▶ Problem
Repeat the lines below exactly as they appear, but leave out the images.

▶ Data
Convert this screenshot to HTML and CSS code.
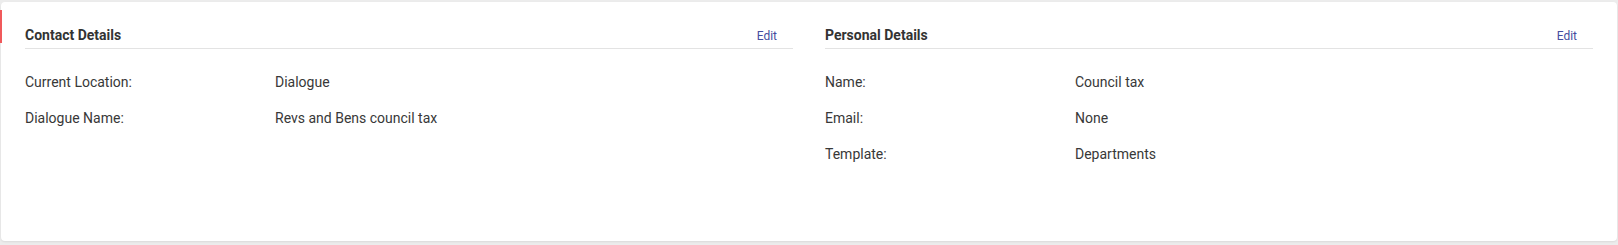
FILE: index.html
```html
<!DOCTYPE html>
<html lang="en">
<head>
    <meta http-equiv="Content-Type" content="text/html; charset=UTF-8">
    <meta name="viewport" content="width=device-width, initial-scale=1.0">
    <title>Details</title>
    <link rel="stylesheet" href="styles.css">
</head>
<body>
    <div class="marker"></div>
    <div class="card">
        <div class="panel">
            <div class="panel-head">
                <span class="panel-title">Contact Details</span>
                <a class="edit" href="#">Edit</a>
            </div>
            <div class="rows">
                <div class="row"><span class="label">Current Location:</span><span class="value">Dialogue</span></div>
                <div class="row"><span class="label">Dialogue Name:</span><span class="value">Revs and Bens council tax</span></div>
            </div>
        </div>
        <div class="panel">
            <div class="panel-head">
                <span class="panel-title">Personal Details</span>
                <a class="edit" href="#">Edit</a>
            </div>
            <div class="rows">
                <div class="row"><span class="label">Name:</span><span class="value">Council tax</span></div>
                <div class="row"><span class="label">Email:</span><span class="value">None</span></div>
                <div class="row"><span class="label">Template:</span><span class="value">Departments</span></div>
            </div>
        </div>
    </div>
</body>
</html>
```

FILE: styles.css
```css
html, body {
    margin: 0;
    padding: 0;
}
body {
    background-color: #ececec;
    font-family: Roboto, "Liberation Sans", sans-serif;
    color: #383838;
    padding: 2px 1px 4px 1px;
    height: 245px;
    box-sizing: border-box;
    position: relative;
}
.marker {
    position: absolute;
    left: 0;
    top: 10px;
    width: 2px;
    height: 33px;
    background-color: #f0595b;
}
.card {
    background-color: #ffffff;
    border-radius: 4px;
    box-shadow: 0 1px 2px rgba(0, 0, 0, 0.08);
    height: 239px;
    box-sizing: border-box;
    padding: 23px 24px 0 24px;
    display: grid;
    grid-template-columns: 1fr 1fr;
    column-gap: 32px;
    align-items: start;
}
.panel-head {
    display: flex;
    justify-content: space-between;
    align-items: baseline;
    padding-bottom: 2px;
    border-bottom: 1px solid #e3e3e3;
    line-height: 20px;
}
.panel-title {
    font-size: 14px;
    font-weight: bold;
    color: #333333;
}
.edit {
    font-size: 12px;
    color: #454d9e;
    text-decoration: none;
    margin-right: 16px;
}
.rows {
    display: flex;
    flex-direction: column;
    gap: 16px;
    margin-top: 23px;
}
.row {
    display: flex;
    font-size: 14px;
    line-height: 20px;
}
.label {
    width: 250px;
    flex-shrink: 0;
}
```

▶ Solution for this task
Convert this screenshot to HTML and CSS code.
FILE: index.html
```html
<!DOCTYPE html>
<html lang="en">
<head>
    <meta http-equiv="Content-Type" content="text/html; charset=UTF-8">
    <meta name="viewport" content="width=device-width, initial-scale=1.0">
    <title>Details</title>
    <link rel="stylesheet" href="styles.css">
</head>
<body>
    <div class="marker"></div>
    <div class="card">
        <div class="panel">
            <div class="panel-head">
                <span class="panel-title">Contact Details</span>
                <a class="edit" href="#">Edit</a>
            </div>
            <div class="rows">
                <div class="row"><span class="label">Current Location:</span><span class="value">Dialogue</span></div>
                <div class="row"><span class="label">Dialogue Name:</span><span class="value">Revs and Bens council tax</span></div>
            </div>
        </div>
        <div class="panel">
            <div class="panel-head">
                <span class="panel-title">Personal Details</span>
                <a class="edit" href="#">Edit</a>
            </div>
            <div class="rows">
                <div class="row"><span class="label">Name:</span><span class="value">Council tax</span></div>
                <div class="row"><span class="label">Email:</span><span class="value">None</span></div>
                <div class="row"><span class="label">Template:</span><span class="value">Departments</span></div>
            </div>
        </div>
    </div>
</body>
</html>
```

FILE: styles.css
```css
html, body {
    margin: 0;
    padding: 0;
}
body {
    background-color: #ececec;
    font-family: Roboto, "Liberation Sans", sans-serif;
    color: #383838;
    padding: 2px 1px 4px 1px;
    height: 245px;
    box-sizing: border-box;
    position: relative;
}
.marker {
    position: absolute;
    left: 0;
    top: 10px;
    width: 2px;
    height: 33px;
    background-color: #f0595b;
}
.card {
    background-color: #ffffff;
    border-radius: 4px;
    box-shadow: 0 1px 2px rgba(0, 0, 0, 0.08);
    height: 239px;
    box-sizing: border-box;
    padding: 23px 24px 0 24px;
    display: grid;
    grid-template-columns: 1fr 1fr;
    column-gap: 32px;
    align-items: start;
}
.panel-head {
    display: flex;
    justify-content: space-between;
    align-items: baseline;
    padding-bottom: 2px;
    border-bottom: 1px solid #e3e3e3;
    line-height: 20px;
}
.panel-title {
    font-size: 14px;
    font-weight: bold;
    color: #333333;
}
.edit {
    font-size: 12px;
    color: #454d9e;
    text-decoration: none;
    margin-right: 16px;
}
.rows {
    display: flex;
    flex-direction: column;
    gap: 16px;
    margin-top: 23px;
}
.row {
    display: flex;
    font-size: 14px;
    line-height: 20px;
}
.label {
    width: 250px;
    flex-shrink: 0;
}
```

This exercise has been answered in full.